02 April 2015, The Tablet

Cameron, Clegg, Miliband and Gove on the significance of Easter


The three main party political leaders have revealed what Easter means to them, with Prime Minister David Cameron saying it is about “remembering the importance of change, responsibility, and doing the right thing for the good of our children”.

Meanwhile the Chief Whip, Michael Gove, has explained what Christianity meant to him personally and praised churches for their contribution to national life. 

The Deputy Prime Minister Nick Clegg recorded a video message in which he said the story of Jesus is “moving and powerful”. 

The Liberal Democrat leader, who told The Tablet last year that faith “is not something I would close my heart or my mind to” added: "The values that Jesus lived his life by - compassion, humility and forgiveness - resonate with people of all faiths and none."

"It's why so many people, both Christian and not, use the weeks before Easter - the forty days of Lent - to take stock of what is truly important to them and their families.” 

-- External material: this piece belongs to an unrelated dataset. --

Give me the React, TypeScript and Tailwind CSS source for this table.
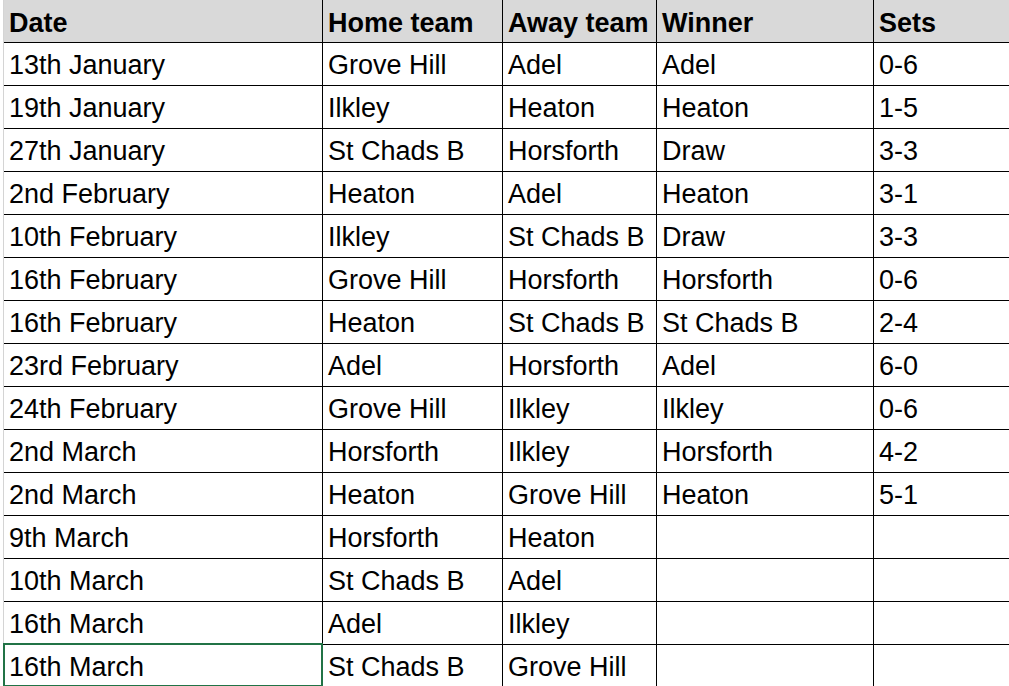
import React from 'react'

const rows = [
  ['13th January', 'Grove Hill', 'Adel', 'Adel', '0-6'],
  ['19th January', 'Ilkley', 'Heaton', 'Heaton', '1-5'],
  ['27th January', 'St Chads B', 'Horsforth', 'Draw', '3-3'],
  ['2nd February', 'Heaton', 'Adel', 'Heaton', '3-1'],
  ['10th February', 'Ilkley', 'St Chads B', 'Draw', '3-3'],
  ['16th February', 'Grove Hill', 'Horsforth', 'Horsforth', '0-6'],
  ['16th February', 'Heaton', 'St Chads B', 'St Chads B', '2-4'],
  ['23rd February', 'Adel', 'Horsforth', 'Adel', '6-0'],
  ['24th February', 'Grove Hill', 'Ilkley', 'Ilkley', '0-6'],
  ['2nd March', 'Horsforth', 'Ilkley', 'Horsforth', '4-2'],
  ['2nd March', 'Heaton', 'Grove Hill', 'Heaton', '5-1'],
  ['9th March', 'Horsforth', 'Heaton', '', ''],
  ['10th March', 'St Chads B', 'Adel', '', ''],
  ['16th March', 'Adel', 'Ilkley', '', ''],
  ['16th March', 'St Chads B', 'Grove Hill', '', ''],
]

const widths = ['w-[319px]', 'w-[180px]', 'w-[154px]', 'w-[217px]', 'flex-1']

const App = () => {
  return (
    <div
      className="w-[1009px] h-[686px] overflow-hidden bg-white pl-[3px] text-black text-[27px]"
      style={{ fontFamily: '"Liberation Sans", Arial, sans-serif' }}
    >
      <div className="border-l border-[#d4d4d4]">
        <div className="flex h-[43px] bg-[#d9d9d9] border-b border-black font-bold">
          {['Date', 'Home team', 'Away team', 'Winner', 'Sets'].map((h, i) => (
            <div
              key={h}
              className={`${widths[i]} ${i < 4 ? 'border-r border-black' : ''} pl-[5px] pt-[4px] leading-[38px] whitespace-nowrap overflow-hidden`}
            >
              {h}
            </div>
          ))}
        </div>
        {rows.map((r, ri) => (
          <div key={ri} className="flex h-[43px] border-b border-black">
            {r.map((c, i) => (
              <div
                key={i}
                className={`${widths[i]} ${i < 4 ? 'border-r border-black' : ''} relative pl-[5px] pt-[2px] leading-[40px] whitespace-nowrap`}
              >
                {c}
                {ri === rows.length - 1 && i === 0 && (
                  <div className="absolute -left-px -top-[2px] -right-px bottom-0 border-2 border-[#217346]"></div>
                )}
              </div>
            ))}
          </div>
        ))}
      </div>
    </div>
  )
}

export default App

In his Easter message, Ed Miliband, drew attention to the plight of “Christians in Syria, Iraq and other countries where the church suffers terrible persecution” and the “over two million children … now living in poverty in the UK”.

Noting that through Easter services “the Church shares the story of the resurrection, and spreads the good news of Easter”, he thanked church members and Christian charities who help people in need and concluded: “In the months to come I hope that we will all stand up for justice, serve the most vulnerable and work to positively transform our communities together.” 

All three leaders were speaking to Premier Christianity magazine. Mr Cameron in his message said “the values of Easter and the Christian religion – compassion, forgiveness, kindness, hard work and responsibility – are values that we can all celebrate and share”.   

He admitted: “I’m hardly a model church-going, God-fearing Christian. Like so many others, I’m a bit hazy on the finer points of our faith.” But he said his faith had helped him in tough times.

The message, which critics noted does not mention Jesus, his crucifixion or resurrection, included a section devoted to the economy, in which he stated the ways the Government had helped “the poorest paid and most vulnerable in society”.

Acknowledging that some people had disagreed with the Government’s economic policies, he pleaded: “I would urge those individuals not to dismiss the people who proposed those policies as devoid of morality – or assume those policies are somehow amoral themselves.” 

Meanwhile Michael Gove wrote in the Spectator a lengthy article in defence of Christianity, which he outlined “the contrast between the Christianity I see our culture belittle nightly, and the Christianity I see our country benefit from daily”, which he said “could not be greater”.

“Churches provide debt counselling, marriage guidance, childcare, English language lessons, after-school clubs, food banks, emergency accommodation and, sometimes most importantly of all, someone to listen."

Christianity, he said, encouraged people to foster a resolve to do better and feel empathy rather than superiority towards.

He added: “Genuine Christian faith — far from making any individual more invincibly convinced of their own righteousness — makes us realise just how flawed and fallible we all are. I am selfish, lazy, greedy, hypocritical, confused, self-deceiving, impatient and weak. And that’s just on a good day,” he wrote.